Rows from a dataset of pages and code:
□ □ □ □
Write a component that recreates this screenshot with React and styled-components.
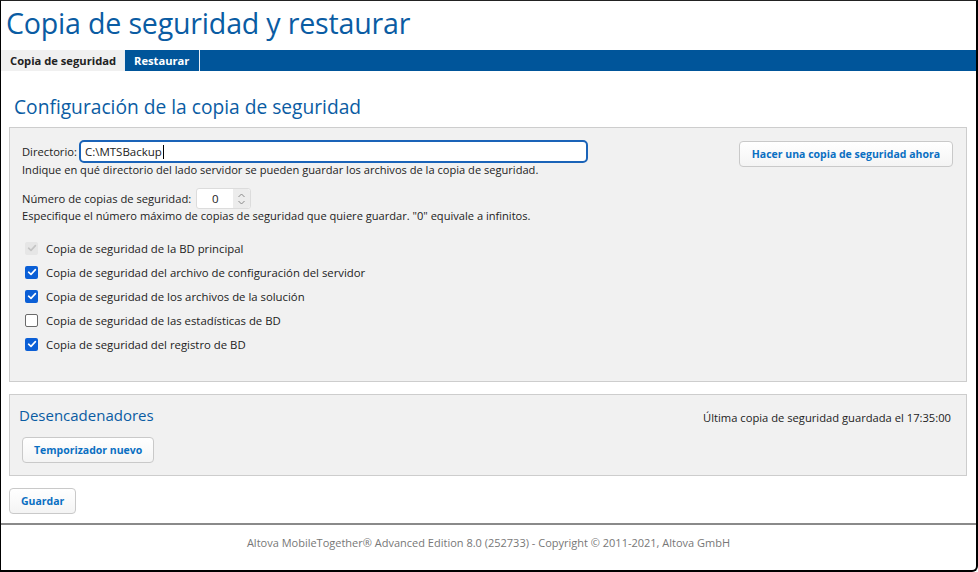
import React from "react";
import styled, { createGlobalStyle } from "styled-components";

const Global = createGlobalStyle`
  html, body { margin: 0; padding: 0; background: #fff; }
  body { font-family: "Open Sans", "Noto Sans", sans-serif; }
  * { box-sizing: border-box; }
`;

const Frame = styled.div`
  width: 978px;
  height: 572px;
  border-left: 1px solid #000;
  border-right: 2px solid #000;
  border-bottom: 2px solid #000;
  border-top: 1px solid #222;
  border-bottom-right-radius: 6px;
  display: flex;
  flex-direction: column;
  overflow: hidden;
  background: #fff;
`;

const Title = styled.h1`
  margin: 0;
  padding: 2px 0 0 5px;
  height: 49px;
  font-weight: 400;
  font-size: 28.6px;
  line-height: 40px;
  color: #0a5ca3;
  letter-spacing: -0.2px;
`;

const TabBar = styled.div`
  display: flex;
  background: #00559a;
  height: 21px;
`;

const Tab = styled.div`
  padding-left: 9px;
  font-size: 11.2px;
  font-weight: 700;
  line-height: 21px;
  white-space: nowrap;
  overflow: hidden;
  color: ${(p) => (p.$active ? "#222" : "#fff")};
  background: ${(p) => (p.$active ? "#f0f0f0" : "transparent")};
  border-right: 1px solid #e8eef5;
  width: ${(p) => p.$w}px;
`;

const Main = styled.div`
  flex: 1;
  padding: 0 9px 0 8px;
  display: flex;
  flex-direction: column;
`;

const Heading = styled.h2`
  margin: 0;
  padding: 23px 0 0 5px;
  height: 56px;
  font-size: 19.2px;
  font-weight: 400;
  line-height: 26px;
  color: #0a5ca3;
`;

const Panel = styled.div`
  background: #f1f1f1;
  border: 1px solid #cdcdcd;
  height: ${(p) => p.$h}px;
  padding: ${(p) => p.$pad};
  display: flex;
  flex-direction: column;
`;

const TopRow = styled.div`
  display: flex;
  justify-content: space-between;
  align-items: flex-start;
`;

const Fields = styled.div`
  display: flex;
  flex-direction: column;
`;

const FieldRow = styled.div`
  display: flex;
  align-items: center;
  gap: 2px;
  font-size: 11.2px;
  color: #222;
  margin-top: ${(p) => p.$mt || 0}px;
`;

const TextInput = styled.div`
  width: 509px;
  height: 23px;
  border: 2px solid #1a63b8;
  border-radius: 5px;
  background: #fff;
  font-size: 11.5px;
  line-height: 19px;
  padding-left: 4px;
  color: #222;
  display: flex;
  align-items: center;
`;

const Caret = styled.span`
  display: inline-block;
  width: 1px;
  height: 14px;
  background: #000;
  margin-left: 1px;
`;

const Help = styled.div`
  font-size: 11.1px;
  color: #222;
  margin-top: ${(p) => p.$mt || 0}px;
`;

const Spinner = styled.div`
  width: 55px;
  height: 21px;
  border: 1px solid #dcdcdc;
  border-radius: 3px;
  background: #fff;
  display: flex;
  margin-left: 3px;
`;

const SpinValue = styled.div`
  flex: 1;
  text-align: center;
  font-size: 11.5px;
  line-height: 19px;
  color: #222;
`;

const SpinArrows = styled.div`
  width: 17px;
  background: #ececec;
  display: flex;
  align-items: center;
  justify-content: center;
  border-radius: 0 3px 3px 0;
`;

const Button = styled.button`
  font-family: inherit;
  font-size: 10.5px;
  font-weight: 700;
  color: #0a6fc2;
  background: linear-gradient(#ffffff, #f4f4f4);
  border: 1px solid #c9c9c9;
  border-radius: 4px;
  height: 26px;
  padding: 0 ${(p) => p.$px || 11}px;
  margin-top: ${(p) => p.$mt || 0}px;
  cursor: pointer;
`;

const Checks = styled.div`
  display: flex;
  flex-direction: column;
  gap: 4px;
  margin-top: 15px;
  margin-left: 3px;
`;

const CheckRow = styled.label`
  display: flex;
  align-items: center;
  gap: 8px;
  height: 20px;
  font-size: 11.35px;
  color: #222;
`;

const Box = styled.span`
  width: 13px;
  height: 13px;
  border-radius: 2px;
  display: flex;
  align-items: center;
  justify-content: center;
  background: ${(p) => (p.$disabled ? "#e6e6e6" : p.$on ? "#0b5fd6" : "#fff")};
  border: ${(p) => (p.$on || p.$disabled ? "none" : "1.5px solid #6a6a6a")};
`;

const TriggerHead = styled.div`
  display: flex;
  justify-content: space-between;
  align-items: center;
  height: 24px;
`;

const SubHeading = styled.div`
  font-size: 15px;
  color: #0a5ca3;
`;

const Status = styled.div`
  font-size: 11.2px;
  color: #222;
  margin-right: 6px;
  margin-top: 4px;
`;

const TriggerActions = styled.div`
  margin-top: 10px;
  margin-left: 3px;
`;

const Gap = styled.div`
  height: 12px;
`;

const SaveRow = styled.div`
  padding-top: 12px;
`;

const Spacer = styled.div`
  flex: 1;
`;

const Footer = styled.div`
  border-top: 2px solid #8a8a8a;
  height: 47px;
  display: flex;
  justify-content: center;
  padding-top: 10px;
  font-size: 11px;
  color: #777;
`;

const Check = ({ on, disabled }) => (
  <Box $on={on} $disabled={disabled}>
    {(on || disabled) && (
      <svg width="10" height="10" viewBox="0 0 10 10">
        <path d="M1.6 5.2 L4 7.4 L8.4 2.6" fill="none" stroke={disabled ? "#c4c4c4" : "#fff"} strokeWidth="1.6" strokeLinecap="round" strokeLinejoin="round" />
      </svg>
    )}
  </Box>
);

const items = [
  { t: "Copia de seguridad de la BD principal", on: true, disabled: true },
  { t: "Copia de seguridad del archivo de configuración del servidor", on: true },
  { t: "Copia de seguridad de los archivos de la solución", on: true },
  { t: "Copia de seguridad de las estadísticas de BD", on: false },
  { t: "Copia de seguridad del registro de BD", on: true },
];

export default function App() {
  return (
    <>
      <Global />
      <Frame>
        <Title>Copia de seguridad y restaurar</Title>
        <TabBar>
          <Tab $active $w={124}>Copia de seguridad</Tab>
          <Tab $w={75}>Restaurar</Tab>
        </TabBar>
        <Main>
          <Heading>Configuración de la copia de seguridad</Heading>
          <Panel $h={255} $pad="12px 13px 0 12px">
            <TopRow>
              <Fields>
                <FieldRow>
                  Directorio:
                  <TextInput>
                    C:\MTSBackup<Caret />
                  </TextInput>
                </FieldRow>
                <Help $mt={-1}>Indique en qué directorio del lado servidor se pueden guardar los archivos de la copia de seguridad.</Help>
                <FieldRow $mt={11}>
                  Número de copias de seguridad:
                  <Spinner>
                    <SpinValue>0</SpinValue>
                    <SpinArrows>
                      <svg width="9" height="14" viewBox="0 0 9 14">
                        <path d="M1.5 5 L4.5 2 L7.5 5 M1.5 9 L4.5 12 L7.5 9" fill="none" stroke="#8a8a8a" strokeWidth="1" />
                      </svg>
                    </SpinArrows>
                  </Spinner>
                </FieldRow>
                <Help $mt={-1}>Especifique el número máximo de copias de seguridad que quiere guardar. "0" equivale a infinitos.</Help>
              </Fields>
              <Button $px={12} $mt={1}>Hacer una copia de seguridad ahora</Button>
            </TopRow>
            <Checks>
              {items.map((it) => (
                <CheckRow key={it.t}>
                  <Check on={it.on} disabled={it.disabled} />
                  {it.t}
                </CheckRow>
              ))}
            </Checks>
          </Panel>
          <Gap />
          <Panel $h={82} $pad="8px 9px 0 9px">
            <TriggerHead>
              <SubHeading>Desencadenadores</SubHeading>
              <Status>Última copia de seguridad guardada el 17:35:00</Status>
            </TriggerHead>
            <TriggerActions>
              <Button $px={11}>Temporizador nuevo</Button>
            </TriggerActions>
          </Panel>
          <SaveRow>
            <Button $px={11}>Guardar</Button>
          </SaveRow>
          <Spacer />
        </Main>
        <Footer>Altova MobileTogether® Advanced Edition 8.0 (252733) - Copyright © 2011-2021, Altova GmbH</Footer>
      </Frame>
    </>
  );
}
□ □ □ □
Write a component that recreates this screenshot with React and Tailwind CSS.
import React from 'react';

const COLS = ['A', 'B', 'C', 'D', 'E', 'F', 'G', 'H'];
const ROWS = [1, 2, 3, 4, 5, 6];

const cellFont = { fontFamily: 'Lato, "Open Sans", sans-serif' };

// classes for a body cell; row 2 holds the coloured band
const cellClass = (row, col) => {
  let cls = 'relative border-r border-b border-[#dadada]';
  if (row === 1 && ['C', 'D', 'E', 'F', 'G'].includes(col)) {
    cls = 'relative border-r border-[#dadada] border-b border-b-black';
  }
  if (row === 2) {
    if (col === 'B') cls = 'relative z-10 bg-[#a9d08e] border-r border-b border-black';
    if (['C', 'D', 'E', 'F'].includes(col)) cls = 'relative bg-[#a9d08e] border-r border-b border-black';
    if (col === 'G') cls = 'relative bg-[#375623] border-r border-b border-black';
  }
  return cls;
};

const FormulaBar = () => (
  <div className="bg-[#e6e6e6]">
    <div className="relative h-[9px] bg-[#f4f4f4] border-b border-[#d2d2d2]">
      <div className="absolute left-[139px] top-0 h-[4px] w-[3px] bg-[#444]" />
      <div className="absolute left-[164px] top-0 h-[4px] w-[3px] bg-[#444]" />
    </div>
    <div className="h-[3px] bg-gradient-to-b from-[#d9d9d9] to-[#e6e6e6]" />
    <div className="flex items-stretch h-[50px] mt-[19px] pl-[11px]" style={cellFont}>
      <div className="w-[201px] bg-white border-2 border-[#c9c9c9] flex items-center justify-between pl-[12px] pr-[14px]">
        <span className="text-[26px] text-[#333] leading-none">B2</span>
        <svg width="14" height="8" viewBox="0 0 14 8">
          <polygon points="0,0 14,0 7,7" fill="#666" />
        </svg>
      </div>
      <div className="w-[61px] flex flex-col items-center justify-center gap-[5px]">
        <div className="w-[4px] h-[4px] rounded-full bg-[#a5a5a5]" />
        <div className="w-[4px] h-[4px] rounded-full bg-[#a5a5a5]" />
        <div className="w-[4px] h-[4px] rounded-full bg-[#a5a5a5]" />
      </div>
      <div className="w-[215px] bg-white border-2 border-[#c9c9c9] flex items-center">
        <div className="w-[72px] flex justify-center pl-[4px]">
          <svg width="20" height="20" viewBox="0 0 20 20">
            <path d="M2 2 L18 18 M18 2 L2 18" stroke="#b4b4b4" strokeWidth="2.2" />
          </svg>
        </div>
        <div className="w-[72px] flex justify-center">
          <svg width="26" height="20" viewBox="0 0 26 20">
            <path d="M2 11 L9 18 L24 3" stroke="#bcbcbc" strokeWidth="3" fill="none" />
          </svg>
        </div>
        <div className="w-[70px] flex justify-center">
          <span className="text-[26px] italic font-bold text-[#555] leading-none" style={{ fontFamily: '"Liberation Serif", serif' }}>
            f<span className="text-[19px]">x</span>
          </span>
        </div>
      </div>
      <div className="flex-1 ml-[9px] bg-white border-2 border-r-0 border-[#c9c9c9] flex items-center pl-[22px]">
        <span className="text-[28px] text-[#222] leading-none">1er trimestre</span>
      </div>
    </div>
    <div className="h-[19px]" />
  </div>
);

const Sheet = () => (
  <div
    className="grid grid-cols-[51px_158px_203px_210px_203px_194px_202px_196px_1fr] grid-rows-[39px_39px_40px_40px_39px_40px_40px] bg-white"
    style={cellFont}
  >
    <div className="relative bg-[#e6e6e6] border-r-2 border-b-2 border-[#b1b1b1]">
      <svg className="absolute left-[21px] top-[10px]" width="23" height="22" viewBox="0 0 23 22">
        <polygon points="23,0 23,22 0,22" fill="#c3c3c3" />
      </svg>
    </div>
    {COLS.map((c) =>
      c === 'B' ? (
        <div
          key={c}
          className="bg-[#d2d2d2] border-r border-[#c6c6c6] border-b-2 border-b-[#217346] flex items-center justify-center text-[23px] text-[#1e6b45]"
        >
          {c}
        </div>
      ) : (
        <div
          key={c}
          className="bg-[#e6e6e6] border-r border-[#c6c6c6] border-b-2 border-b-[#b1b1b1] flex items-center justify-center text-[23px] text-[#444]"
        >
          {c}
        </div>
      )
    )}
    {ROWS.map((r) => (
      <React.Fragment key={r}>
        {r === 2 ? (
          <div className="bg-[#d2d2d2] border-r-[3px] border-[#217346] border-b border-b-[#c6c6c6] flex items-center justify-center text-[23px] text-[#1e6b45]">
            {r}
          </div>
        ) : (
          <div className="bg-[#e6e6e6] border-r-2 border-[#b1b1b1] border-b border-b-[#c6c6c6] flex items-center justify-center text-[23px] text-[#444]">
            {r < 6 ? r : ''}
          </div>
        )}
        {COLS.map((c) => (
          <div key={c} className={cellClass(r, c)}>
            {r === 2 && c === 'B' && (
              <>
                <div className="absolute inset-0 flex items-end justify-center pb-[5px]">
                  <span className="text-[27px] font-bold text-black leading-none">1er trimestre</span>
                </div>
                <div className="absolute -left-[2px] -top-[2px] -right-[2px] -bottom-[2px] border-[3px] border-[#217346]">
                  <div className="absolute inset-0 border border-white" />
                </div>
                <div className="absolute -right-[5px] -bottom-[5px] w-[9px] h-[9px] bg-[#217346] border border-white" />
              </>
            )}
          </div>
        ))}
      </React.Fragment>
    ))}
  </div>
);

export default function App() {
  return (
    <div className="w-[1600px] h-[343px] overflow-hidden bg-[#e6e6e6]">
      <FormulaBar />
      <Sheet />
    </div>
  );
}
□ □ □ □
• STATED TASK: From the records above, copy every line that holds the word "with".

• RESULT OF THE EXERCISE:
Write a component that recreates this screenshot with React and styled-components.
Write a component that recreates this screenshot with React and Tailwind CSS.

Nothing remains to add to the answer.